> **THE PROBLEM**: Answer with one number only: the number of lines that include the word "this".

━━━━━━━━━━

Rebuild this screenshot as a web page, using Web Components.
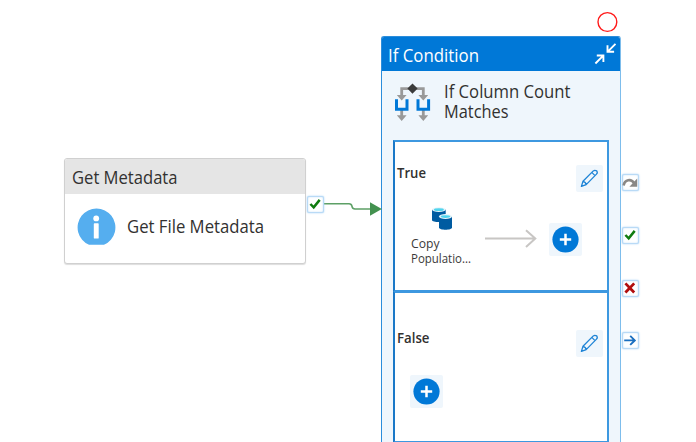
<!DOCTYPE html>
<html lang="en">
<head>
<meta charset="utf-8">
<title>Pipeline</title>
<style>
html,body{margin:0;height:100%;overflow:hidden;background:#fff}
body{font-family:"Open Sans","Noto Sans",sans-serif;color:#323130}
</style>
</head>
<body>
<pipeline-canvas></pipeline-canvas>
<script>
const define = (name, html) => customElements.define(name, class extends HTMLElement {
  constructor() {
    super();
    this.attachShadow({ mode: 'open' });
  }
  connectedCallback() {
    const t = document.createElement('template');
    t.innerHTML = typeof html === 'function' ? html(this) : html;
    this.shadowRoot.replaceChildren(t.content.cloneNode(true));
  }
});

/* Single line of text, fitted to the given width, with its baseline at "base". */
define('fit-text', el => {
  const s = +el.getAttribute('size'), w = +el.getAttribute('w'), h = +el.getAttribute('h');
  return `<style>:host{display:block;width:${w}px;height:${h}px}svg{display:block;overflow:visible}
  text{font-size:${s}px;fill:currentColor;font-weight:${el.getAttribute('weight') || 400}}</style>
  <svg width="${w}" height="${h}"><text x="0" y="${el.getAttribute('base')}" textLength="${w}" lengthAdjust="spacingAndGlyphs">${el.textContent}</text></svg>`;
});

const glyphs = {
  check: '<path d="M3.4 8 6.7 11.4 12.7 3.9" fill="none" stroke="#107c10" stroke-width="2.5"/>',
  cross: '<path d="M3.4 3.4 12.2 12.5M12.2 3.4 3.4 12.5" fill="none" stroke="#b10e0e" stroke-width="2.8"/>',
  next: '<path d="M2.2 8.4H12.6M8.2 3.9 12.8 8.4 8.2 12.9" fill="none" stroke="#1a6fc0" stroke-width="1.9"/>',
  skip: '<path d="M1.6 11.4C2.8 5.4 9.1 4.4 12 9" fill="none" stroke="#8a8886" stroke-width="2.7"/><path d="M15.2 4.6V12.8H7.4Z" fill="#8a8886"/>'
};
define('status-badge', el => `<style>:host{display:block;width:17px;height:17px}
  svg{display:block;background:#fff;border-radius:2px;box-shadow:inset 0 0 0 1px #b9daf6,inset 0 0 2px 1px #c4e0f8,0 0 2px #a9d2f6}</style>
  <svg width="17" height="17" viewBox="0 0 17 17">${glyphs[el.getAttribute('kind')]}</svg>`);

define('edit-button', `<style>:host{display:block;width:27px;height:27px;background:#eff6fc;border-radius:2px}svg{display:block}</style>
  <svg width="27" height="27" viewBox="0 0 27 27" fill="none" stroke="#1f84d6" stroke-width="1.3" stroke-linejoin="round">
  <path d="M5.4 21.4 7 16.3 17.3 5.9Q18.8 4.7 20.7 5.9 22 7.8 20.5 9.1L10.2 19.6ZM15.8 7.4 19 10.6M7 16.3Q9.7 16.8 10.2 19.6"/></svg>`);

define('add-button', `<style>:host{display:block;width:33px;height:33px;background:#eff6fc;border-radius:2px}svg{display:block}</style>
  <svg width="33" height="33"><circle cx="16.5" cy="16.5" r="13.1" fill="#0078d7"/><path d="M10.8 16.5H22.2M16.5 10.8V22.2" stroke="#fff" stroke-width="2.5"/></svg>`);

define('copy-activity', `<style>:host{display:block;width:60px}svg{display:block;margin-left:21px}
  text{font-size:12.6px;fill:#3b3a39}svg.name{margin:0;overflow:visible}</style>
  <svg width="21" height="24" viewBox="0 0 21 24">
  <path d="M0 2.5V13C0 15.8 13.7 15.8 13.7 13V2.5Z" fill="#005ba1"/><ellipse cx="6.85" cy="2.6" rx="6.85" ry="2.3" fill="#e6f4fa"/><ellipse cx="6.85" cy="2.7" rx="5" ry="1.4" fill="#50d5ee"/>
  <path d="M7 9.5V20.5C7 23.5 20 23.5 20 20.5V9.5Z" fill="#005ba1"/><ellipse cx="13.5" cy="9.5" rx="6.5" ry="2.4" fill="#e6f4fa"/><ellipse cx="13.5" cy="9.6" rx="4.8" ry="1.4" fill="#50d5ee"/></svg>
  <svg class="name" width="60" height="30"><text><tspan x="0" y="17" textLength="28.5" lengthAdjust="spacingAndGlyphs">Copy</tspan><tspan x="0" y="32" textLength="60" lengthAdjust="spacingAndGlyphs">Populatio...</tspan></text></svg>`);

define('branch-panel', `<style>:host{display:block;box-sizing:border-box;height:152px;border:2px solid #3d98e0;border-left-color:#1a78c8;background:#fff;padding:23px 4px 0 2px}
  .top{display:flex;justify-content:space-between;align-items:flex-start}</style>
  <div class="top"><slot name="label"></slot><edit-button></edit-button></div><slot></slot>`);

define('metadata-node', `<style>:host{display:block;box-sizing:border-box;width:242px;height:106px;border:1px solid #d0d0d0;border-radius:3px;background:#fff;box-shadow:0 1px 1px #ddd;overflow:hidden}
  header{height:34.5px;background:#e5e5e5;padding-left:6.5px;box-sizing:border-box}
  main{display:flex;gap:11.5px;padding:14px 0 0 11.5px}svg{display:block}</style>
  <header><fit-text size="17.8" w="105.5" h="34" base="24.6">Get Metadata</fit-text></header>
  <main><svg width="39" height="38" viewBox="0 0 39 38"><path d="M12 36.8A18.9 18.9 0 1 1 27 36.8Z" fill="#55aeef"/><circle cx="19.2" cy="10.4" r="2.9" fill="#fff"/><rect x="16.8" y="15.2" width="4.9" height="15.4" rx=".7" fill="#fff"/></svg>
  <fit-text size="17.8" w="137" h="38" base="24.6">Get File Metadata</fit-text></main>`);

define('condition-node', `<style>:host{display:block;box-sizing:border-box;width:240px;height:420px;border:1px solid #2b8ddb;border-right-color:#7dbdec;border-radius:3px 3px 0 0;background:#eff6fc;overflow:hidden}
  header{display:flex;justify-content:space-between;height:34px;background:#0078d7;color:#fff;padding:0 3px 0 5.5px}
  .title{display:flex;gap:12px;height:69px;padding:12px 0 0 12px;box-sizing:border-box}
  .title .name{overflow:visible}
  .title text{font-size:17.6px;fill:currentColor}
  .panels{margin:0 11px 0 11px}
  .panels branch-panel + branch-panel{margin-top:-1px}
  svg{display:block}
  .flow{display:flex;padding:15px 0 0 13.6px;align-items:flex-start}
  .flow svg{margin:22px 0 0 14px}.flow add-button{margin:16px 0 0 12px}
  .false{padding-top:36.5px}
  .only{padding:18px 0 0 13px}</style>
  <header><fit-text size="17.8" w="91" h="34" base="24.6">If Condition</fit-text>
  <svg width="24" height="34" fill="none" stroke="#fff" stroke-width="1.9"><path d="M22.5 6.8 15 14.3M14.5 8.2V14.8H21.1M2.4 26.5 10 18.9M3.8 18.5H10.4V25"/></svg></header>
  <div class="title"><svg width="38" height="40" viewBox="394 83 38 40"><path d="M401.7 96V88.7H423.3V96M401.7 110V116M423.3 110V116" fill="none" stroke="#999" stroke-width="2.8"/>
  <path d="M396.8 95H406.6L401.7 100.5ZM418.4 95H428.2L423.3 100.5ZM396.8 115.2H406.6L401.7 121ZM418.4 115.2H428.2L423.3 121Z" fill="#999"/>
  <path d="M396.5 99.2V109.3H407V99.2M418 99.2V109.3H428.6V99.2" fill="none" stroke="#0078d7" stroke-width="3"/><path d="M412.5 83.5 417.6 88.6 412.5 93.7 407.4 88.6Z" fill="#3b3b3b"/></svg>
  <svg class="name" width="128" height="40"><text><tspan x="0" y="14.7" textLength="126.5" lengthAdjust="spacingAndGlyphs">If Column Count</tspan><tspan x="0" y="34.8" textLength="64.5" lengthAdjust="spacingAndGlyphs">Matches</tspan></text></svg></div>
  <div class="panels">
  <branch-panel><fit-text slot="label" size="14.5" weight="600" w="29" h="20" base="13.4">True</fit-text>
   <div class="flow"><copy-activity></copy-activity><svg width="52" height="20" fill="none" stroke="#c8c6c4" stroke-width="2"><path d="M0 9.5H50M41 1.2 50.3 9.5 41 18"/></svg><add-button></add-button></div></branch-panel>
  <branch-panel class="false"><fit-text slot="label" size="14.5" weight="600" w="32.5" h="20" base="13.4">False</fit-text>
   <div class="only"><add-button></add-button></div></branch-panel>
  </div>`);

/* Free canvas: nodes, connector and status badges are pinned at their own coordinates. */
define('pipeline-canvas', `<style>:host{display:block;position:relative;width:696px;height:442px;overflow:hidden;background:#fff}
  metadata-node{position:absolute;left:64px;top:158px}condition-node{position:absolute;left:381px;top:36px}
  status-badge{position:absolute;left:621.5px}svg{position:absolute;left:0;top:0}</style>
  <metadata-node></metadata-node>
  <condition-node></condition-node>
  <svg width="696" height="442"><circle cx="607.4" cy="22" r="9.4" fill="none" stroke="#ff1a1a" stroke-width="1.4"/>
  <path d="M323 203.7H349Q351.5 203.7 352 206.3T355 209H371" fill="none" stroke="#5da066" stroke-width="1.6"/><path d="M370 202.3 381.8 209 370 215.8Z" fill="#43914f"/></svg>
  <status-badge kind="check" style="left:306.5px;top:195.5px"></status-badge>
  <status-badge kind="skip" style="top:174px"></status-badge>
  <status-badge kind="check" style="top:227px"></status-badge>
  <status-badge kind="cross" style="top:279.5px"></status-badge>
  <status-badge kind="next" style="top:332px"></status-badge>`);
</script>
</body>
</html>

━━━━━━━━━━

> **THE SOLUTION**: 4